I have demonstrated in many works, such as my book, Gender, Sex and the City, which is about 18th century Urdu poetry, and in essays on ancient Indian texts, such as the Mahabharata, the fourteenth-century Krittivasa Ramayana, and the Puranas, that same-sex desire and gender transformation was not only depicted but openly celebrated in Indian literature in many languages up to the nineteenth century. It was only after full-fledged colonialism took over in the 19th century, cemented by the British defeat of the 1857 revolt, that modern British homophobia shaped the laws (Section 377, instituted in 1861), the education system and the administration.

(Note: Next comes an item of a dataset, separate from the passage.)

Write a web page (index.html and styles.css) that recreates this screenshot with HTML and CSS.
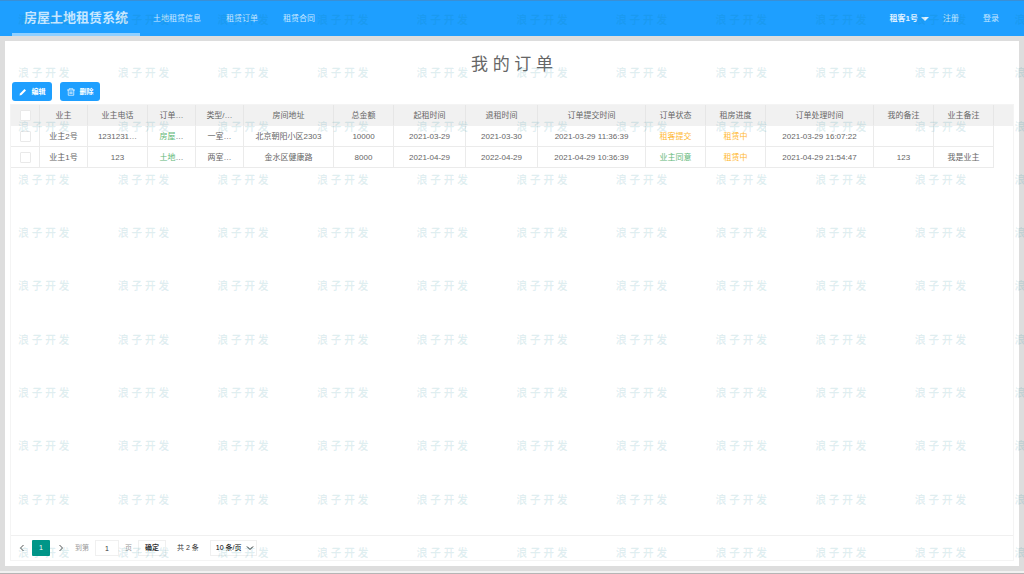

There was a sea-change in attitudes from the 1820s to the 1920s. In the 1820s famous and popular poets like Inshallah Khan Insha and Sa’adat Yar Khan Rangin openly recited their poetry about male-male, male-female, and female-female erotic love. They wrote about all these types of love in the same tones. At the same time, in England, same-sex relations were considered “unspeakable” and people were tortured and executed for engaging in such relations. Lord Byron, an acclaimed poet, had to change the pronouns (from “he” to “she”) in his love poems to men before he could publish them. So the situation was very different in India and in England.

But in the 1920s, when Pandey Bechan Sharma Ugra wrote some short stories about male-male relationships, he got into huge trouble. His stories (which I have translated in a book entitled Chocolate) were 

labelled obscene. Most major writers and journalists told him that this subject should never be written about (even though his stories were intended to denounce homosexuality). Clearly, it was modern homophobia, not same-sex desire, that was imported from the West. 

Ruth Vanita is a novelist and scholar. As an academic and activist, she specialises in British and Indian literary history and her primary area of interest is gender and sexuality studies. Her latest work is a novel, Memory of Light (Penguin 2020), which was shortlisted for the Tata Literature Live Book of the Year award.